Please output every line of the material as it stands, without the pictures.

- - -

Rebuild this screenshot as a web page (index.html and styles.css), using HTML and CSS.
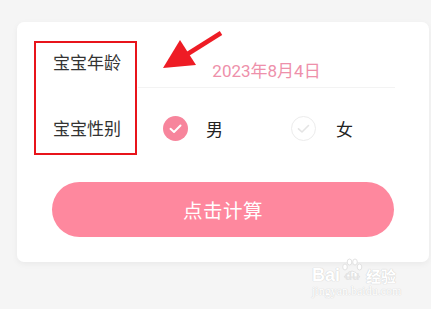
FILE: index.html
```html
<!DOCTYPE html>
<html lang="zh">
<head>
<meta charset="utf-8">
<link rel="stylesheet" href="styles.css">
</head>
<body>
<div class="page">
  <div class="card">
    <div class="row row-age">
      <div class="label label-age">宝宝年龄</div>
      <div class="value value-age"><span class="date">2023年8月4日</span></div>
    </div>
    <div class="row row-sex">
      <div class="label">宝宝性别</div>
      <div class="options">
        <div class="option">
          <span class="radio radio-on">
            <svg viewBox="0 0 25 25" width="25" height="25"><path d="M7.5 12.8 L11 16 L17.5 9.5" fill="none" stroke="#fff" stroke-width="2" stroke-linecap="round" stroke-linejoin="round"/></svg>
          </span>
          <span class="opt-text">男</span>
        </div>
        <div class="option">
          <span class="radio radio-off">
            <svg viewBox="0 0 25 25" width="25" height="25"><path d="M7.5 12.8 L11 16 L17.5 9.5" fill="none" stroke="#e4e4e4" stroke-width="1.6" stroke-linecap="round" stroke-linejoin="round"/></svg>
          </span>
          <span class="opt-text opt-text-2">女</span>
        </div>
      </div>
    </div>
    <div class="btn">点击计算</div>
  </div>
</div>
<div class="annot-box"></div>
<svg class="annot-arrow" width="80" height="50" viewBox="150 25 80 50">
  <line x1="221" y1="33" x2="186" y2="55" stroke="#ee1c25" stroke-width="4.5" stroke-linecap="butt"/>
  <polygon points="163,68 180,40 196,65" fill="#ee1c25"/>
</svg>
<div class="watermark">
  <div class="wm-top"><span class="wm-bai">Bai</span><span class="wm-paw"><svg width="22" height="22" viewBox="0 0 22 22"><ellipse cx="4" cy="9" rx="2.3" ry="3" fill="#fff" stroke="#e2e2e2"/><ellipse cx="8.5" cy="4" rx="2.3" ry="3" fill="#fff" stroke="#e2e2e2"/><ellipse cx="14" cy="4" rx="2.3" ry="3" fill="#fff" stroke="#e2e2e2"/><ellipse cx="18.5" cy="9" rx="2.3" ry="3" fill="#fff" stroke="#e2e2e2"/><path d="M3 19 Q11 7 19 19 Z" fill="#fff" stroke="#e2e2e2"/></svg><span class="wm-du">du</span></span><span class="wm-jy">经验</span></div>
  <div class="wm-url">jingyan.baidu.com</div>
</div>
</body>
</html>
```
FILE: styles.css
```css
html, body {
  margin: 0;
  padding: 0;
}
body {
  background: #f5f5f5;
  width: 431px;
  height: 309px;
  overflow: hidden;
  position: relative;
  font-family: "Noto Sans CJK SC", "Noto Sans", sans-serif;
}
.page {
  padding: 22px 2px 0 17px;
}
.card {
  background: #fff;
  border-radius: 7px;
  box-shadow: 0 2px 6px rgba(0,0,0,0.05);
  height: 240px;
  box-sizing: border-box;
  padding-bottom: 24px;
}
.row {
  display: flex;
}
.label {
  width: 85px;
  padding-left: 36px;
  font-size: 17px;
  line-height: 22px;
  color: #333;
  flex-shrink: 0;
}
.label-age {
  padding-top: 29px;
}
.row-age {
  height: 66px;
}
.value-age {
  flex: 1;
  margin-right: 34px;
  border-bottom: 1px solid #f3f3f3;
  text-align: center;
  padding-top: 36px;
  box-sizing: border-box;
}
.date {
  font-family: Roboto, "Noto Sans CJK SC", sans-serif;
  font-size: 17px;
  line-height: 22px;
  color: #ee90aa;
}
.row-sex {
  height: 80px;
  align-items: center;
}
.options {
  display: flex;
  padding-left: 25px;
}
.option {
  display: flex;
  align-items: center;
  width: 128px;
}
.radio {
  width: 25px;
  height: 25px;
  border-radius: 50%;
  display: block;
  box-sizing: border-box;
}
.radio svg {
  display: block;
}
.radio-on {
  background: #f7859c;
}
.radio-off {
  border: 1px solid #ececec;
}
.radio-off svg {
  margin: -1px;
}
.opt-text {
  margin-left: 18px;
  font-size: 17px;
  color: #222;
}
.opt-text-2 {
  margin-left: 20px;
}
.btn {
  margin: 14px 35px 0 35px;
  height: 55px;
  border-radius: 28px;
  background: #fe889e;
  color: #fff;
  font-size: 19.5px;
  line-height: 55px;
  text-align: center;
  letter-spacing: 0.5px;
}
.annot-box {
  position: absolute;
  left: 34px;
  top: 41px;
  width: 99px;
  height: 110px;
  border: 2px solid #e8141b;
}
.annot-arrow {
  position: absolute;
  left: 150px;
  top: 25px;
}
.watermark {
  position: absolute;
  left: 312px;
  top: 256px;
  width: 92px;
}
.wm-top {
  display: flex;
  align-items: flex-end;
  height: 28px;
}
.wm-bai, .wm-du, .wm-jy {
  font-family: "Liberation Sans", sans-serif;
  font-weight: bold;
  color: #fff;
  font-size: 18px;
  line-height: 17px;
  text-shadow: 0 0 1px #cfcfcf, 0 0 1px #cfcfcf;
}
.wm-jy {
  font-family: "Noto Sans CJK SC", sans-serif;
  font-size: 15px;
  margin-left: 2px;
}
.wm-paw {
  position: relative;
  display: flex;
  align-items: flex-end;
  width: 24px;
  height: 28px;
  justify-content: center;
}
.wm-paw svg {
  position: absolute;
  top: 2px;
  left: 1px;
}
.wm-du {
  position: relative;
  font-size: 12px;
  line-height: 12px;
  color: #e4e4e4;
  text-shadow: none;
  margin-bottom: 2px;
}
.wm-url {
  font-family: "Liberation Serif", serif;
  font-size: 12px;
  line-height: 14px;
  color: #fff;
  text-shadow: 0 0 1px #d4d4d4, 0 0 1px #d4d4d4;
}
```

- - -

== Response below ==
Rebuild this screenshot as a web page (index.html and styles.css), using HTML and CSS.
FILE: index.html
```html
<!DOCTYPE html>
<html lang="zh">
<head>
<meta charset="utf-8">
<link rel="stylesheet" href="styles.css">
</head>
<body>
<div class="page">
  <div class="card">
    <div class="row row-age">
      <div class="label label-age">宝宝年龄</div>
      <div class="value value-age"><span class="date">2023年8月4日</span></div>
    </div>
    <div class="row row-sex">
      <div class="label">宝宝性别</div>
      <div class="options">
        <div class="option">
          <span class="radio radio-on">
            <svg viewBox="0 0 25 25" width="25" height="25"><path d="M7.5 12.8 L11 16 L17.5 9.5" fill="none" stroke="#fff" stroke-width="2" stroke-linecap="round" stroke-linejoin="round"/></svg>
          </span>
          <span class="opt-text">男</span>
        </div>
        <div class="option">
          <span class="radio radio-off">
            <svg viewBox="0 0 25 25" width="25" height="25"><path d="M7.5 12.8 L11 16 L17.5 9.5" fill="none" stroke="#e4e4e4" stroke-width="1.6" stroke-linecap="round" stroke-linejoin="round"/></svg>
          </span>
          <span class="opt-text opt-text-2">女</span>
        </div>
      </div>
    </div>
    <div class="btn">点击计算</div>
  </div>
</div>
<div class="annot-box"></div>
<svg class="annot-arrow" width="80" height="50" viewBox="150 25 80 50">
  <line x1="221" y1="33" x2="186" y2="55" stroke="#ee1c25" stroke-width="4.5" stroke-linecap="butt"/>
  <polygon points="163,68 180,40 196,65" fill="#ee1c25"/>
</svg>
<div class="watermark">
  <div class="wm-top"><span class="wm-bai">Bai</span><span class="wm-paw"><svg width="22" height="22" viewBox="0 0 22 22"><ellipse cx="4" cy="9" rx="2.3" ry="3" fill="#fff" stroke="#e2e2e2"/><ellipse cx="8.5" cy="4" rx="2.3" ry="3" fill="#fff" stroke="#e2e2e2"/><ellipse cx="14" cy="4" rx="2.3" ry="3" fill="#fff" stroke="#e2e2e2"/><ellipse cx="18.5" cy="9" rx="2.3" ry="3" fill="#fff" stroke="#e2e2e2"/><path d="M3 19 Q11 7 19 19 Z" fill="#fff" stroke="#e2e2e2"/></svg><span class="wm-du">du</span></span><span class="wm-jy">经验</span></div>
  <div class="wm-url">jingyan.baidu.com</div>
</div>
</body>
</html>
```
FILE: styles.css
```css
html, body {
  margin: 0;
  padding: 0;
}
body {
  background: #f5f5f5;
  width: 431px;
  height: 309px;
  overflow: hidden;
  position: relative;
  font-family: "Noto Sans CJK SC", "Noto Sans", sans-serif;
}
.page {
  padding: 22px 2px 0 17px;
}
.card {
  background: #fff;
  border-radius: 7px;
  box-shadow: 0 2px 6px rgba(0,0,0,0.05);
  height: 240px;
  box-sizing: border-box;
  padding-bottom: 24px;
}
.row {
  display: flex;
}
.label {
  width: 85px;
  padding-left: 36px;
  font-size: 17px;
  line-height: 22px;
  color: #333;
  flex-shrink: 0;
}
.label-age {
  padding-top: 29px;
}
.row-age {
  height: 66px;
}
.value-age {
  flex: 1;
  margin-right: 34px;
  border-bottom: 1px solid #f3f3f3;
  text-align: center;
  padding-top: 36px;
  box-sizing: border-box;
}
.date {
  font-family: Roboto, "Noto Sans CJK SC", sans-serif;
  font-size: 17px;
  line-height: 22px;
  color: #ee90aa;
}
.row-sex {
  height: 80px;
  align-items: center;
}
.options {
  display: flex;
  padding-left: 25px;
}
.option {
  display: flex;
  align-items: center;
  width: 128px;
}
.radio {
  width: 25px;
  height: 25px;
  border-radius: 50%;
  display: block;
  box-sizing: border-box;
}
.radio svg {
  display: block;
}
.radio-on {
  background: #f7859c;
}
.radio-off {
  border: 1px solid #ececec;
}
.radio-off svg {
  margin: -1px;
}
.opt-text {
  margin-left: 18px;
  font-size: 17px;
  color: #222;
}
.opt-text-2 {
  margin-left: 20px;
}
.btn {
  margin: 14px 35px 0 35px;
  height: 55px;
  border-radius: 28px;
  background: #fe889e;
  color: #fff;
  font-size: 19.5px;
  line-height: 55px;
  text-align: center;
  letter-spacing: 0.5px;
}
.annot-box {
  position: absolute;
  left: 34px;
  top: 41px;
  width: 99px;
  height: 110px;
  border: 2px solid #e8141b;
}
.annot-arrow {
  position: absolute;
  left: 150px;
  top: 25px;
}
.watermark {
  position: absolute;
  left: 312px;
  top: 256px;
  width: 92px;
}
.wm-top {
  display: flex;
  align-items: flex-end;
  height: 28px;
}
.wm-bai, .wm-du, .wm-jy {
  font-family: "Liberation Sans", sans-serif;
  font-weight: bold;
  color: #fff;
  font-size: 18px;
  line-height: 17px;
  text-shadow: 0 0 1px #cfcfcf, 0 0 1px #cfcfcf;
}
.wm-jy {
  font-family: "Noto Sans CJK SC", sans-serif;
  font-size: 15px;
  margin-left: 2px;
}
.wm-paw {
  position: relative;
  display: flex;
  align-items: flex-end;
  width: 24px;
  height: 28px;
  justify-content: center;
}
.wm-paw svg {
  position: absolute;
  top: 2px;
  left: 1px;
}
.wm-du {
  position: relative;
  font-size: 12px;
  line-height: 12px;
  color: #e4e4e4;
  text-shadow: none;
  margin-bottom: 2px;
}
.wm-url {
  font-family: "Liberation Serif", serif;
  font-size: 12px;
  line-height: 14px;
  color: #fff;
  text-shadow: 0 0 1px #d4d4d4, 0 0 1px #d4d4d4;
}
```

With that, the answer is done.